◆ **PROBLEM DESCRIPTION**: Repeat the listing word for word. No pictures belong in the copy.

◆ **AVAILABLE DATA**:
*-*-*
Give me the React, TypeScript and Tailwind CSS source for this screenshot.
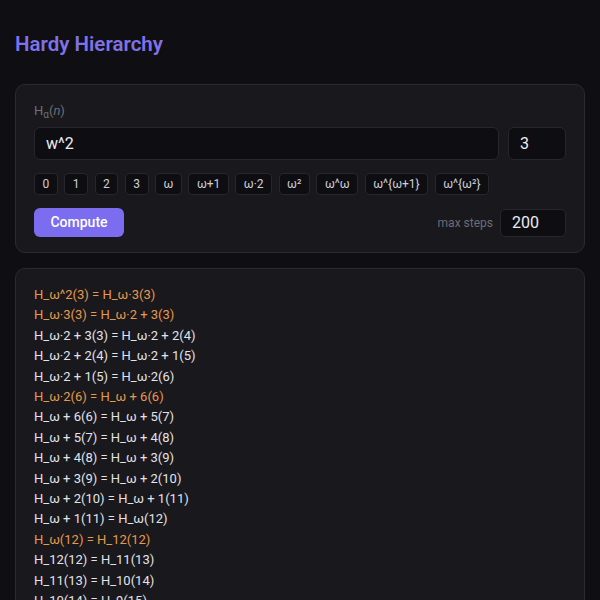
const presets = ['0', '1', '2', '3', 'ω', 'ω+1', 'ω·2', 'ω²', 'ω^ω', 'ω^{ω+1}', 'ω^{ω²}'];

const steps: { text: string; limit?: boolean }[] = [
  { text: 'H_ω^2(3) = H_ω·3(3)', limit: true },
  { text: 'H_ω·3(3) = H_ω·2 + 3(3)', limit: true },
  { text: 'H_ω·2 + 3(3) = H_ω·2 + 2(4)' },
  { text: 'H_ω·2 + 2(4) = H_ω·2 + 1(5)' },
  { text: 'H_ω·2 + 1(5) = H_ω·2(6)' },
  { text: 'H_ω·2(6) = H_ω + 6(6)', limit: true },
  { text: 'H_ω + 6(6) = H_ω + 5(7)' },
  { text: 'H_ω + 5(7) = H_ω + 4(8)' },
  { text: 'H_ω + 4(8) = H_ω + 3(9)' },
  { text: 'H_ω + 3(9) = H_ω + 2(10)' },
  { text: 'H_ω + 2(10) = H_ω + 1(11)' },
  { text: 'H_ω + 1(11) = H_ω(12)' },
  { text: 'H_ω(12) = H_12(12)', limit: true },
  { text: 'H_12(12) = H_11(13)' },
  { text: 'H_11(13) = H_10(14)' },
  { text: 'H_10(14) = H_9(15)' },
  { text: 'H_9(15) = H_8(16)' },
  { text: 'H_8(16) = H_7(17)' },
];

export default function App() {
  return (
    <div className="min-h-screen bg-[#0f0f13] px-[15px] pt-[30px] pb-8 font-['Roboto',sans-serif] text-[#e8e8ec]">
      <h1 className="text-[20.5px] leading-7 font-semibold text-[#7f72e8]">Hardy Hierarchy</h1>

      {/* Input panel */}
      <div className="mt-[26px] rounded-[10px] border border-[#2a2a31] bg-[#18181d] px-[18px] pt-[16px] pb-[15px]">
        <div className="text-[13px] leading-5 text-[#6f6f78]">
          H<sub className="text-[10px]">α</sub>(<i>n</i>)
        </div>
        <div className="mt-[6px] flex gap-[9px]">
          <input
            defaultValue="w^2"
            className="h-[33px] flex-1 rounded-[6px] border border-[#26262c] bg-[#0e0e12] px-[11px] text-[16px] text-[#ececf0] outline-none"
          />
          <input
            defaultValue="3"
            className="h-[33px] w-[58px] rounded-[6px] border border-[#26262c] bg-[#0e0e12] px-[11px] text-[16px] text-[#ececf0] outline-none"
          />
        </div>
        <div className="mt-[13px] flex flex-wrap gap-[6.5px]">
          {presets.map((p) => (
            <button
              key={p}
              className="h-[22px] rounded-[4px] border border-[#26262c] bg-[#0e0e12] px-[7.5px] text-[12px] leading-none text-[#cfcfd6]"
            >
              {p}
            </button>
          ))}
        </div>
        <div className="mt-[13px] flex items-center justify-between">
          <button className="h-[29px] w-[90px] rounded-[6px] bg-[#7b6cf0] text-[14px] font-medium text-white">
            Compute
          </button>
          <div className="flex items-center gap-[7px]">
            <span className="text-[12px] text-[#6c6c75]">max steps</span>
            <input
              defaultValue="200"
              className="h-[28px] w-[66px] rounded-[5px] border border-[#26262c] bg-[#0e0e12] px-[11px] text-[16px] text-[#ececf0] outline-none"
            />
          </div>
        </div>
      </div>

      {/* Trace output */}
      <div className="mt-[15px] rounded-[10px] border border-[#2a2a31] bg-[#18181d] px-[18px] pt-[16px] pb-4">
        {steps.map((s, i) => (
          <div
            key={i}
            className={`text-[13px] leading-[20.4px] ${s.limit ? 'text-[#e59a4c]' : 'text-[#e3e3e8]'}`}
          >
            {s.text}
          </div>
        ))}
      </div>
    </div>
  );
}
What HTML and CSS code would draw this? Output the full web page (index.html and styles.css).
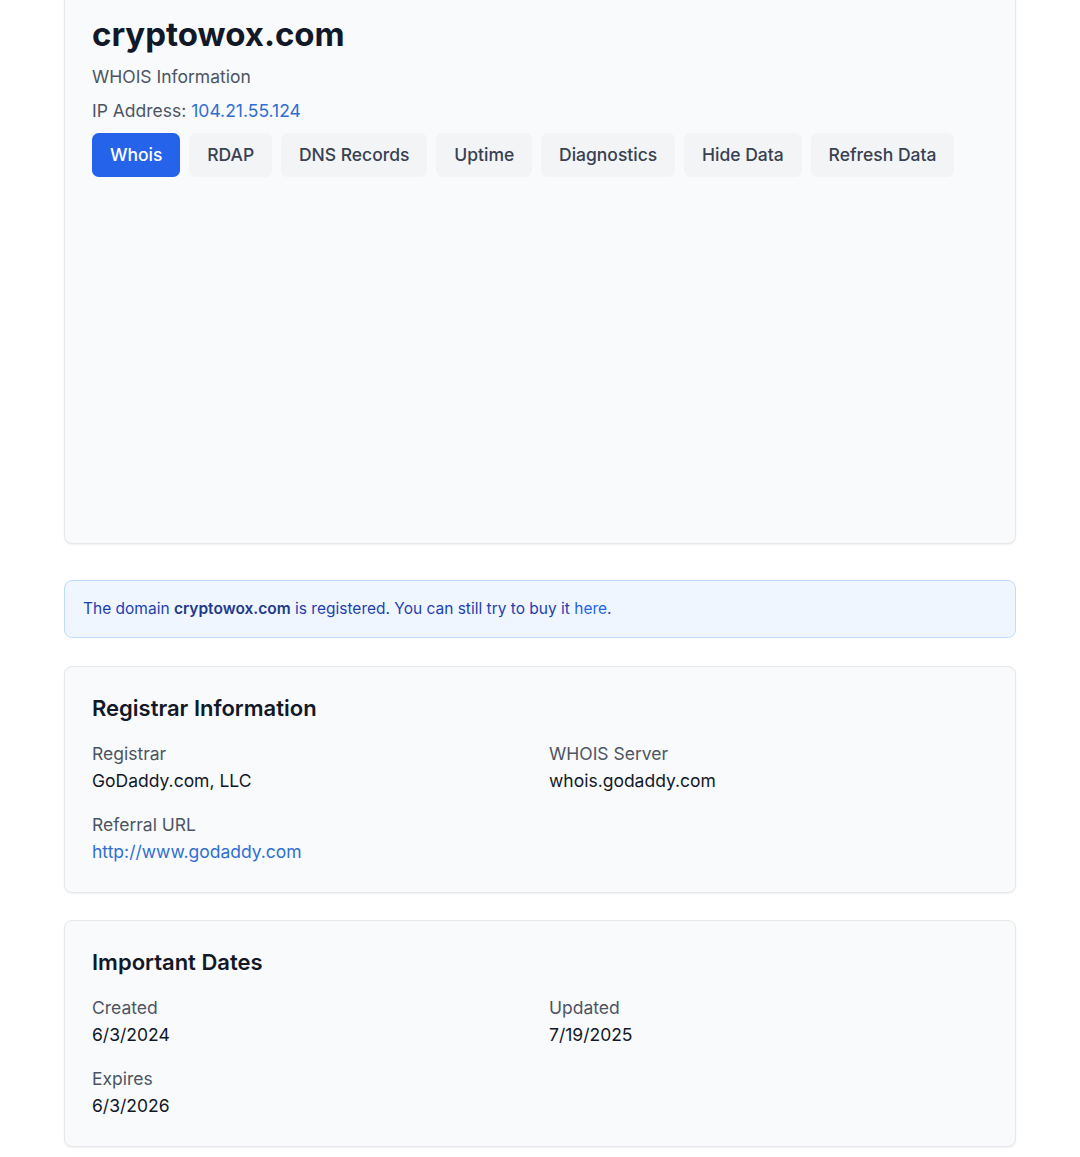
*-*-*
◆ **RESPONSE TO THIS EXERCISE**:
Give me the React, TypeScript and Tailwind CSS source for this screenshot.
const presets = ['0', '1', '2', '3', 'ω', 'ω+1', 'ω·2', 'ω²', 'ω^ω', 'ω^{ω+1}', 'ω^{ω²}'];

const steps: { text: string; limit?: boolean }[] = [
  { text: 'H_ω^2(3) = H_ω·3(3)', limit: true },
  { text: 'H_ω·3(3) = H_ω·2 + 3(3)', limit: true },
  { text: 'H_ω·2 + 3(3) = H_ω·2 + 2(4)' },
  { text: 'H_ω·2 + 2(4) = H_ω·2 + 1(5)' },
  { text: 'H_ω·2 + 1(5) = H_ω·2(6)' },
  { text: 'H_ω·2(6) = H_ω + 6(6)', limit: true },
  { text: 'H_ω + 6(6) = H_ω + 5(7)' },
  { text: 'H_ω + 5(7) = H_ω + 4(8)' },
  { text: 'H_ω + 4(8) = H_ω + 3(9)' },
  { text: 'H_ω + 3(9) = H_ω + 2(10)' },
  { text: 'H_ω + 2(10) = H_ω + 1(11)' },
  { text: 'H_ω + 1(11) = H_ω(12)' },
  { text: 'H_ω(12) = H_12(12)', limit: true },
  { text: 'H_12(12) = H_11(13)' },
  { text: 'H_11(13) = H_10(14)' },
  { text: 'H_10(14) = H_9(15)' },
  { text: 'H_9(15) = H_8(16)' },
  { text: 'H_8(16) = H_7(17)' },
];

export default function App() {
  return (
    <div className="min-h-screen bg-[#0f0f13] px-[15px] pt-[30px] pb-8 font-['Roboto',sans-serif] text-[#e8e8ec]">
      <h1 className="text-[20.5px] leading-7 font-semibold text-[#7f72e8]">Hardy Hierarchy</h1>

      {/* Input panel */}
      <div className="mt-[26px] rounded-[10px] border border-[#2a2a31] bg-[#18181d] px-[18px] pt-[16px] pb-[15px]">
        <div className="text-[13px] leading-5 text-[#6f6f78]">
          H<sub className="text-[10px]">α</sub>(<i>n</i>)
        </div>
        <div className="mt-[6px] flex gap-[9px]">
          <input
            defaultValue="w^2"
            className="h-[33px] flex-1 rounded-[6px] border border-[#26262c] bg-[#0e0e12] px-[11px] text-[16px] text-[#ececf0] outline-none"
          />
          <input
            defaultValue="3"
            className="h-[33px] w-[58px] rounded-[6px] border border-[#26262c] bg-[#0e0e12] px-[11px] text-[16px] text-[#ececf0] outline-none"
          />
        </div>
        <div className="mt-[13px] flex flex-wrap gap-[6.5px]">
          {presets.map((p) => (
            <button
              key={p}
              className="h-[22px] rounded-[4px] border border-[#26262c] bg-[#0e0e12] px-[7.5px] text-[12px] leading-none text-[#cfcfd6]"
            >
              {p}
            </button>
          ))}
        </div>
        <div className="mt-[13px] flex items-center justify-between">
          <button className="h-[29px] w-[90px] rounded-[6px] bg-[#7b6cf0] text-[14px] font-medium text-white">
            Compute
          </button>
          <div className="flex items-center gap-[7px]">
            <span className="text-[12px] text-[#6c6c75]">max steps</span>
            <input
              defaultValue="200"
              className="h-[28px] w-[66px] rounded-[5px] border border-[#26262c] bg-[#0e0e12] px-[11px] text-[16px] text-[#ececf0] outline-none"
            />
          </div>
        </div>
      </div>

      {/* Trace output */}
      <div className="mt-[15px] rounded-[10px] border border-[#2a2a31] bg-[#18181d] px-[18px] pt-[16px] pb-4">
        {steps.map((s, i) => (
          <div
            key={i}
            className={`text-[13px] leading-[20.4px] ${s.limit ? 'text-[#e59a4c]' : 'text-[#e3e3e8]'}`}
          >
            {s.text}
          </div>
        ))}
      </div>
    </div>
  );
}
What HTML and CSS code would draw this? Output the full web page (index.html and styles.css).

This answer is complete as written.